What is the count of lines in the listing below that hold the string "screenshot"? Reply with that number alone.

▶ ITEMS
>>>>>

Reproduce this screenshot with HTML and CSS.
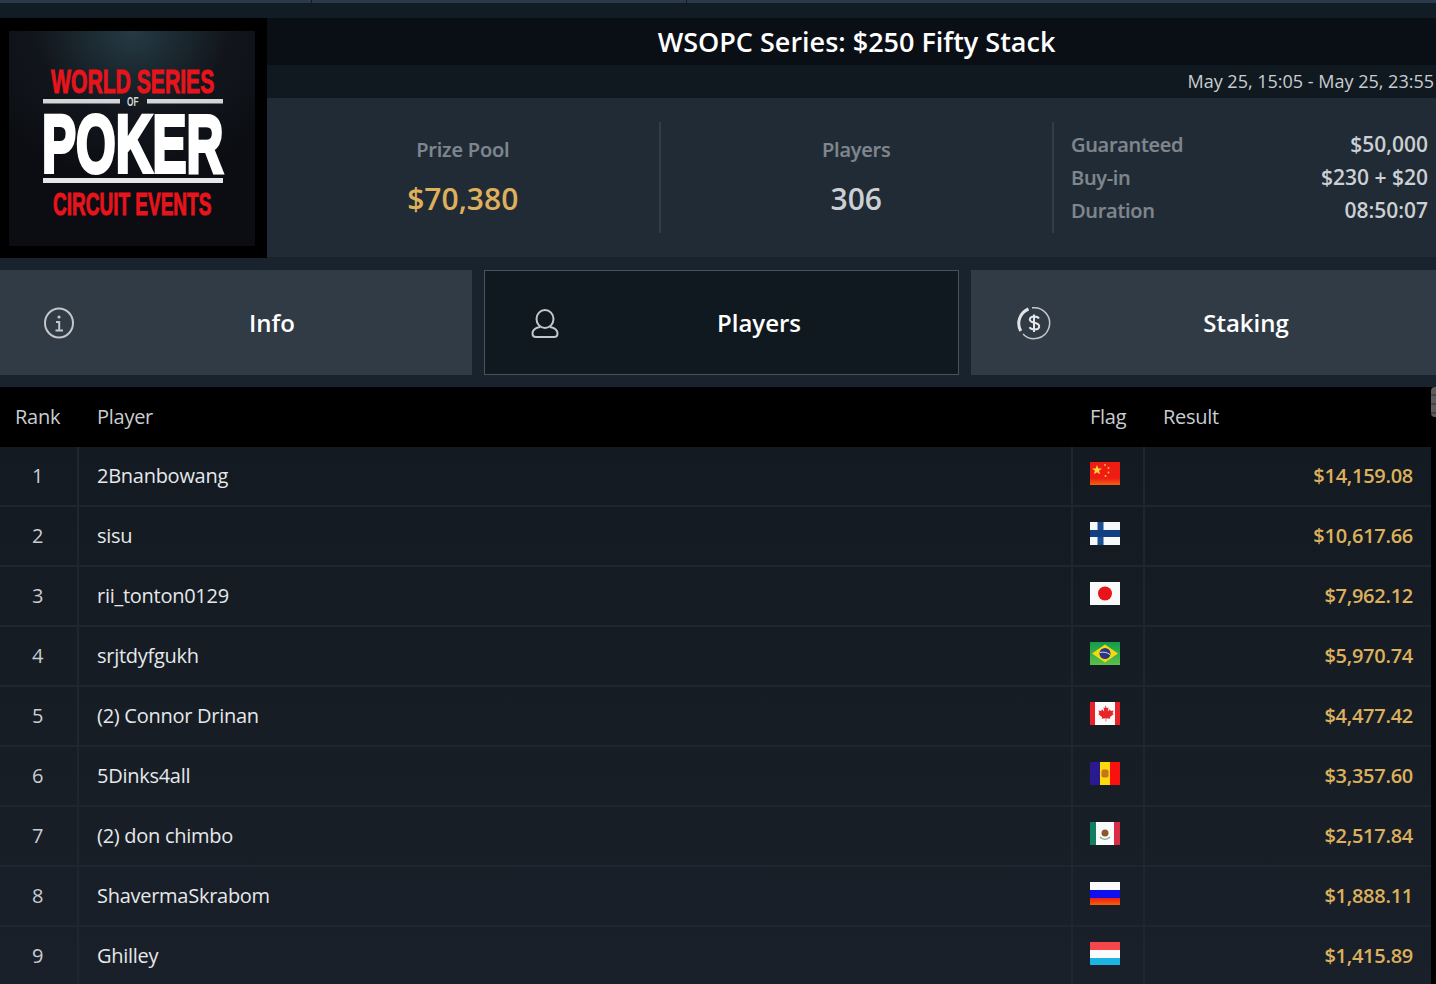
FILE: index.html
```html
<!DOCTYPE html>
<html lang="en">

<head>
    <meta charset="UTF-8">
    <meta name="viewport" content="width=device-width, initial-scale=1.0">
    <title>WSOPC Series: $250 Fifty Stack</title>
    <link rel="stylesheet" href="styles.css">
</head>

<body>
    <div class="top_strip">
        <div class="top_cell first"></div>
        <div class="top_cell second"></div>
        <div class="top_cell"></div>
    </div>

    <header class="tourney_header">
        <div class="logo_box">
            <svg class="logo" width="246" height="215" viewBox="0 0 246 215">
                <defs>
                    <radialGradient id="logoGlow" cx="0.5" cy="0" r="0.7">
                        <stop offset="0" stop-color="#253b45" />
                        <stop offset="0.55" stop-color="#12161c" />
                        <stop offset="1" stop-color="#0b0d12" />
                    </radialGradient>
                </defs>
                <rect width="246" height="215" fill="url(#logoGlow)" />
                <text class="logo_red" transform="translate(42 62) scale(.622 1)" font-size="34">WORLD SERIES</text>
                <rect x="34" y="68" width="77" height="4.500" fill="#d5d5d8" />
                <rect x="138" y="68" width="76" height="4.500" fill="#d5d5d8" />
                <text class="logo_of" transform="translate(118 75) scale(.69 1)" font-size="12">OF</text>
                <text class="logo_white" transform="translate(33 141) scale(.63 1)" font-size="81">POKER</text>
                <rect x="34" y="147" width="180" height="5" fill="#e6e6e8" />
                <text class="logo_red" transform="translate(44 184) scale(.613 1)" font-size="31">CIRCUIT EVENTS</text>
            </svg>
        </div>
        <div class="header_main">
            <h1 class="title_bar">WSOPC Series: $250 Fifty Stack</h1>
            <div class="date_bar">May 25, 15:05 - May 25, 23:55</div>
            <div class="stats">
                <div class="stat">
                    <div class="stat_label">Prize Pool</div>
                    <div class="stat_value gold">$70,380</div>
                </div>
                <div class="stat">
                    <div class="stat_label">Players</div>
                    <div class="stat_value">306</div>
                </div>
                <div class="stat_list">
                    <div class="stat_row"><span>Guaranteed</span><b>$50,000</b></div>
                    <div class="stat_row"><span>Buy-in</span><b>$230 + $20</b></div>
                    <div class="stat_row"><span>Duration</span><b>08:50:07</b></div>
                </div>
            </div>
        </div>
    </header>

    <nav class="tabs">
        <div class="tab info">
            <svg class="tab_icon" width="32" height="32" viewBox="0 0 32 32" fill="none" stroke="#c4c7ca" stroke-width="2">
                <ellipse cx="16" cy="16" rx="14" ry="14.500" />
                <circle cx="16" cy="10" r="1.600" fill="#c4c7ca" stroke="none" />
                <path d="M13 15h3.200v8.500M12.500 23.500h7.500" stroke-width="2" />
            </svg>
            <span>Info</span>
        </div>
        <div class="tab players active">
            <svg class="tab_icon" width="32" height="32" viewBox="0 0 32 32" fill="none" stroke="#c4c7ca" stroke-width="2">
                <ellipse cx="16" cy="12" rx="8.500" ry="9" />
                <path d="M11 20C6 21 3.500 23 3.500 26.500 3.500 28.700 5 30 7 30H25c2 0 3.500-1.300 3.500-3.500 0-3.500-2.500-5.500-7.500-6.500" />
            </svg>
            <span>Players</span>
        </div>
        <div class="tab staking">
            <svg class="tab_icon" width="34" height="34" viewBox="0 0 34 34" fill="none" stroke="#c4c7ca" stroke-width="1.500">
                <path d="M15 1.800A15.500 15.500 0 1 1 6 28" />
                <path d="M3.800 25A15.500 15.500 0 0 1 11.500 3" stroke-width="3" stroke="#e2e3e5" />
                <path d="M22 12.500c-.8-1.300-2.500-2-4.800-2-2.700 0-4.400 1.200-4.400 3 0 4.200 9.400 2.400 9.400 6.800 0 1.900-1.900 3.200-4.600 3.200-2.400 0-4.200-.8-5.100-2.300M17 8.500v17.500" stroke="#e6e7e9" stroke-width="2" />
            </svg>
            <span>Staking</span>
        </div>
    </nav>

    <div class="results_wrap">
        <table class="results">
            <thead>
                <tr>
                    <th class="col_rank">Rank</th>
                    <th>Player</th>
                    <th class="col_flag">Flag</th>
                    <th class="col_result">Result</th>
                </tr>
            </thead>
            <tbody>
                <tr>
                    <td class="col_rank">1</td>
                    <td>2Bnanbowang</td>
                    <td class="col_flag">
                        <svg class="flag" viewBox="0 0 30 23">
                            <defs><linearGradient id="cn" x1="0" y1="0" x2="0" y2="1"><stop offset="0.7" stop-color="#ee1c13" /><stop offset="1" stop-color="#f4620f" /></linearGradient></defs>
                            <rect width="30" height="23" fill="url(#cn)" />
                            <polygon points="7,3 8.300,6.500 12,6.500 9,8.800 10.100,12.300 7,10.200 3.900,12.300 5,8.800 2,6.500 5.700,6.500" fill="#ffd93a" />
                            <g fill="#f5b93a"><circle cx="15" cy="3" r="1" /><circle cx="18.500" cy="6" r="1" /><circle cx="18.500" cy="10.500" r="1" /><circle cx="15.500" cy="14" r="1" /></g>
                        </svg>
                    </td>
                    <td class="col_result">$14,159.08</td>
                </tr>
                <tr>
                    <td class="col_rank">2</td>
                    <td>sisu</td>
                    <td class="col_flag">
                        <svg class="flag" viewBox="0 0 30 23">
                            <rect width="30" height="23" fill="#f7f8fa" />
                            <rect x="7.500" width="6" height="23" fill="#1c4f8f" />
                            <rect y="8" width="30" height="7" fill="#123f82" />
                        </svg>
                    </td>
                    <td class="col_result">$10,617.66</td>
                </tr>
                <tr>
                    <td class="col_rank">3</td>
                    <td>rii_tonton0129</td>
                    <td class="col_flag">
                        <svg class="flag" viewBox="0 0 30 23">
                            <rect width="30" height="23" fill="#f9f9f9" />
                            <circle cx="15" cy="11.500" r="7" fill="#e8141c" />
                        </svg>
                    </td>
                    <td class="col_result">$7,962.12</td>
                </tr>
                <tr>
                    <td class="col_rank">4</td>
                    <td>srjtdyfgukh</td>
                    <td class="col_flag">
                        <svg class="flag" viewBox="0 0 30 23">
                            <defs><linearGradient id="br" x1="0" y1="0" x2="0" y2="1"><stop offset="0" stop-color="#149b4a" /><stop offset="1" stop-color="#5cc24a" /></linearGradient></defs>
                            <rect width="30" height="23" fill="url(#br)" />
                            <polygon points="15,2.500 28,11.500 15,20.500 2,11.500" fill="#f4d90f" />
                            <circle cx="15" cy="11.500" r="5.500" fill="#2b3585" />
                            <path d="M10 10.500c3.500-.8 7-.2 10 2" stroke="#d5d8e6" fill="none" />
                        </svg>
                    </td>
                    <td class="col_result">$5,970.74</td>
                </tr>
                <tr>
                    <td class="col_rank">5</td>
                    <td>(2) Connor Drinan</td>
                    <td class="col_flag">
                        <svg class="flag" viewBox="0 0 30 23">
                            <rect width="30" height="23" fill="#fbfbfb" />
                            <rect width="5" height="23" fill="#ea2227" />
                            <rect x="25" width="5" height="23" fill="#ea2227" />
                            <path d="M15 3l1.800 3.200 1.700-.9-.7 4.200 2.200-2.300.8 1.700 2.700-.5-.9 2.900 1.200.6-4 3.300.5 1.600-4-.6v3.400h-.6v-3.400l-4 .6.5-1.600-4-3.300 1.200-.6-.9-2.900 2.700.5.800-1.700 2.200 2.300-.7-4.200 1.700.9z" fill="#e6262b" />
                        </svg>
                    </td>
                    <td class="col_result">$4,477.42</td>
                </tr>
                <tr>
                    <td class="col_rank">6</td>
                    <td>5Dinks4all</td>
                    <td class="col_flag">
                        <svg class="flag" viewBox="0 0 30 23">
                            <rect width="10" height="23" fill="#2a1a8f" />
                            <rect x="10" width="10" height="23" fill="#fcd90c" />
                            <rect x="20" width="10" height="23" fill="#f8110f" />
                            <rect x="11.500" y="7.500" width="7" height="8" rx="2" fill="#c8741c" />
                        </svg>
                    </td>
                    <td class="col_result">$3,357.60</td>
                </tr>
                <tr>
                    <td class="col_rank">7</td>
                    <td>(2) don chimbo</td>
                    <td class="col_flag">
                        <svg class="flag" viewBox="0 0 30 23">
                            <rect width="30" height="23" fill="#fbfbfb" />
                            <rect width="6" height="23" fill="#12805f" />
                            <rect x="24" width="6" height="23" fill="#d92d45" />
                            <circle cx="15" cy="11" r="3.500" fill="#8a5a2c" />
                            <path d="M10 15c3 3 7 3 10 0" stroke="#7fae9a" stroke-width="1.500" fill="none" />
                        </svg>
                    </td>
                    <td class="col_result">$2,517.84</td>
                </tr>
                <tr>
                    <td class="col_rank">8</td>
                    <td>ShavermaSkrabom</td>
                    <td class="col_flag">
                        <svg class="flag" viewBox="0 0 30 23">
                            <defs><linearGradient id="ru" x1="0" y1="0" x2="0" y2="1"><stop offset="0" stop-color="#ee1c13" /><stop offset="1" stop-color="#f4620f" /></linearGradient></defs>
                            <rect width="30" height="8" fill="#fbfbfb" />
                            <rect y="8" width="30" height="8" fill="#0f10f0" />
                            <rect y="16" width="30" height="7" fill="url(#ru)" />
                        </svg>
                    </td>
                    <td class="col_result">$1,888.11</td>
                </tr>
                <tr>
                    <td class="col_rank">9</td>
                    <td>Ghilley</td>
                    <td class="col_flag">
                        <svg class="flag" viewBox="0 0 30 23">
                            <rect width="30" height="8" fill="#f5474b" />
                            <rect y="8" width="30" height="8" fill="#fbfbfb" />
                            <rect y="16" width="30" height="7" fill="#1cb4e2" />
                        </svg>
                    </td>
                    <td class="col_result">$1,415.89</td>
                </tr>
            </tbody>
        </table>
        <div class="scrollbar">
            <div class="scroll_thumb"></div>
        </div>
    </div>
</body>

</html>
```

FILE: styles.css
```css
* {
    margin: 0;
    padding: 0;
    box-sizing: border-box;
}

html,
body {
    height: 984px;
    overflow: hidden;
}

body {
    background: #18232d;
    font-family: "Open Sans", "Noto Sans", sans-serif;
    color: white;
}

.top_strip {
    display: flex;
    height: 18px;
    background: #121c25;
}

.top_cell {
    flex: 1;
    height: 3px;
    background: #2a3a4a;
}

.top_cell.first {
    flex: none;
    width: 312px;
    border-right: 1px solid #121c25;
}

.top_cell.second {
    flex: none;
    width: 375px;
    border-right: 1px solid #121c25;
}

.tourney_header {
    display: flex;
    height: 240px;
}

.logo_box {
    width: 267px;
    height: 240px;
    background: black;
    padding: 13px 0 0 9px;
}

.logo {
    display: block;
}

.logo text {
    font-family: "Liberation Sans", sans-serif;
    font-weight: bold;
}

.logo_red {
    fill: #e8141c;
    stroke: #e8141c;
    stroke-width: 1px;
}

.logo_white {
    fill: white;
    stroke: white;
    stroke-width: 4px;
}

.logo_of {
    fill: #d5d5d8;
}

.header_main {
    flex: 1;
    display: flex;
    flex-flow: column;
}

.title_bar {
    height: 47px;
    background: #0a0f15;
    font-size: 27px;
    font-weight: 600;
    line-height: 47px;
    text-align: center;
    padding-left: 10px;
}

.date_bar {
    height: 33px;
    background: #111920;
    font-size: 18px;
    line-height: 33px;
    text-align: right;
    padding-right: 2px;
    color: #c9cdd1;
}

.stats {
    height: 159px;
    background: #212b35;
    display: flex;
    align-items: center;
}

.stat {
    width: 393.5px;
    height: 111px;
    border-right: 2px solid #333d47;
    text-align: center;
}

.stat_label {
    margin-top: 14px;
    font-size: 20px;
    letter-spacing: -0.2px;
    font-weight: 600;
    -webkit-text-stroke: 0.2px;
    color: #7f868d;
    line-height: 28px;
}

.stat_value {
    margin-top: 15px;
    font-size: 30px;
    font-weight: 600;
    line-height: 40px;
    color: #ccd0d4;
}

.stat_value.gold {
    color: #dfb05c;
}

.stat_list {
    flex: 1;
    padding: 0 8px 0 17px;
}

.stat_row {
    display: flex;
    justify-content: space-between;
    font-size: 20px;
    line-height: 33px;
    font-weight: 600;
}

.stat_row span {
    letter-spacing: -0.3px;
    -webkit-text-stroke: 0.2px;
    color: #7f868d;
}

.stat_row b {
    font-size: 21px;
    font-weight: 600;
    color: #ccd0d4;
}

.tabs {
    display: flex;
    gap: 12px;
    margin-top: 12px;
    height: 105px;
}

.tab {
    position: relative;
    display: flex;
    align-items: center;
    justify-content: center;
    background: #313b46;
    font-size: 24px;
    font-weight: 600;
}

.tab.info {
    width: 472px;
    padding-left: 72px;
}

.tab.players {
    width: 475px;
    padding-left: 75px;
}

.tab.staking {
    flex: 1;
    padding-left: 85px;
}

.tab.active {
    background: #111920;
    border: 1px solid #4a5159;
}

.tab_icon {
    position: absolute;
    left: 43px;
    top: 37px;
}

.tab.active .tab_icon {
    left: 44px;
    top: 36px;
}

.tab.staking .tab_icon {
    left: 46px;
    top: 36px;
}

.results_wrap {
    display: flex;
    margin-top: 12px;
}

.results {
    width: 1431px;
    border-collapse: separate;
    border-spacing: 0;
    table-layout: fixed;
    font-size: 20px;
    letter-spacing: -0.27px;
}

.results th {
    height: 60px;
    background: black;
    font-weight: 400;
    text-align: left;
    color: #c9cdd1;
    padding: 0 0 2px 18px;
}

.results th.col_rank {
    width: 79px;
    padding-left: 15px;
}

.results th.col_flag {
    width: 72px;
    padding-left: 17px;
}

.results th.col_result {
    width: 286px;
}

.results tbody {
    background: linear-gradient(#131a21, #1a2029);
}

.results td {
    height: 60px;
    border-right: 2px solid #1e262f;
    border-bottom: 2px solid #1e262f;
    padding: 0 0 2px 18px;
    color: #e6e8ea;
}

.results td:last-child {
    border-right: none;
}

.results td.col_rank {
    padding: 0 2px 2px 0;
    text-align: center;
    color: #c9cdd1;
}

.results td.col_flag {
    padding-left: 17px;
}

.results td.col_result {
    padding: 0 18px 2px 0;
    text-align: right;
    font-weight: 600;
    color: #dcb05c;
}

.flag {
    display: block;
    width: 30px;
    height: 23px;
    margin-bottom: 3px;
}

.scrollbar {
    width: 5px;
    height: 600px;
    background: black;
}

.scroll_thumb {
    height: 30px;
    border-radius: 4px 0 0 4px;
    background: repeating-linear-gradient(#5c5c5c 0, #5c5c5c 7px, #454545 7px, #454545 9px);
}
```
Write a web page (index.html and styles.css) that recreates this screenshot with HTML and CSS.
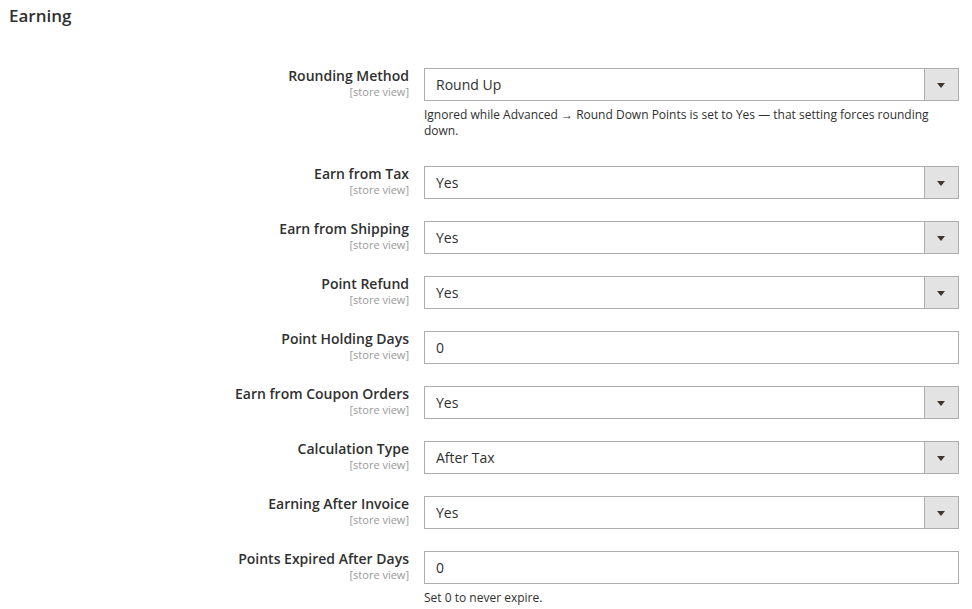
FILE: index.html
```html
<!DOCTYPE html>
<html lang="en">
<head>
    <meta charset="UTF-8">
    <meta name="viewport" content="width=device-width, initial-scale=1.0">
    <title>Earning</title>
    <link rel="stylesheet" href="styles.css">
</head>
<body>
    <h2 class="section-title">Earning</h2>

    <div class="fieldset">
        <div class="field">
            <label class="label">Rounding Method<span class="scope">[store view]</span></label>
            <div class="control">
                <div class="select-wrap">
                    <select><option>Round Up</option><option>Round Down</option></select>
                </div>
                <p class="note">Ignored while Advanced &rarr; Round Down Points is set to Yes &mdash; that setting forces rounding down.</p>
            </div>
        </div>

        <div class="field">
            <label class="label">Earn from Tax<span class="scope">[store view]</span></label>
            <div class="control">
                <div class="select-wrap">
                    <select><option>Yes</option><option>No</option></select>
                </div>
            </div>
        </div>

        <div class="field">
            <label class="label">Earn from Shipping<span class="scope">[store view]</span></label>
            <div class="control">
                <div class="select-wrap">
                    <select><option>Yes</option><option>No</option></select>
                </div>
            </div>
        </div>

        <div class="field">
            <label class="label">Point Refund<span class="scope">[store view]</span></label>
            <div class="control">
                <div class="select-wrap">
                    <select><option>Yes</option><option>No</option></select>
                </div>
            </div>
        </div>

        <div class="field">
            <label class="label">Point Holding Days<span class="scope">[store view]</span></label>
            <div class="control">
                <input type="text" value="0">
            </div>
        </div>

        <div class="field">
            <label class="label">Earn from Coupon Orders<span class="scope">[store view]</span></label>
            <div class="control">
                <div class="select-wrap">
                    <select><option>Yes</option><option>No</option></select>
                </div>
            </div>
        </div>

        <div class="field">
            <label class="label">Calculation Type<span class="scope">[store view]</span></label>
            <div class="control">
                <div class="select-wrap">
                    <select><option>After Tax</option><option>Before Tax</option></select>
                </div>
            </div>
        </div>

        <div class="field">
            <label class="label">Earning After Invoice<span class="scope">[store view]</span></label>
            <div class="control">
                <div class="select-wrap">
                    <select><option>Yes</option><option>No</option></select>
                </div>
            </div>
        </div>

        <div class="field">
            <label class="label">Points Expired After Days<span class="scope">[store view]</span></label>
            <div class="control">
                <input type="text" value="0">
                <p class="note">Set 0 to never expire.</p>
            </div>
        </div>
    </div>
</body>
</html>
```

FILE: styles.css
```css
body {
    margin: 0;
    font-family: "Open Sans", "Liberation Sans", sans-serif;
    color: #303030;
    background: #fff;
}

.section-title {
    margin: 6px 0 42px;
    padding: 0 9px;
    font-size: 17px;
    font-weight: 600;
    line-height: 20px;
    color: #303030;
}

.field {
    display: grid;
    grid-template-columns: 409px 535px;
    column-gap: 15px;
    margin-bottom: 22px;
}

.label {
    text-align: right;
    font-size: 14px;
    font-weight: 600;
    line-height: 1.2;
}

.scope {
    display: block;
    font-size: 11px;
    font-weight: 400;
    line-height: 1.2;
    color: #999;
}

.control input,
.control select {
    display: block;
    box-sizing: border-box;
    width: 100%;
    height: 33px;
    margin: 0;
    padding: 0 11px;
    border: 1px solid #adadad;
    border-radius: 0;
    background: #fff;
    font-family: inherit;
    font-size: 14px;
    color: #303030;
    outline: none;
}

.select-wrap {
    position: relative;
}

.select-wrap select {
    appearance: none;
    -webkit-appearance: none;
    padding-right: 44px;
}

/* grey button with the arrow on the right of each select */
.select-wrap::before {
    content: "";
    position: absolute;
    top: 1px;
    right: 1px;
    bottom: 1px;
    width: 33px;
    background: #e3e3e3;
    border-left: 1px solid #adadad;
    pointer-events: none;
}

.select-wrap::after {
    content: "";
    position: absolute;
    top: 15px;
    right: 14px;
    border-left: 4px solid transparent;
    border-right: 4px solid transparent;
    border-top: 5px solid #41362f;
    pointer-events: none;
}

.note {
    margin: 6px 0 5px;
    font-size: 12px;
    line-height: 16px;
    color: #303030;
}
```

<<<<<

▶ WRITTEN RESPONSE
2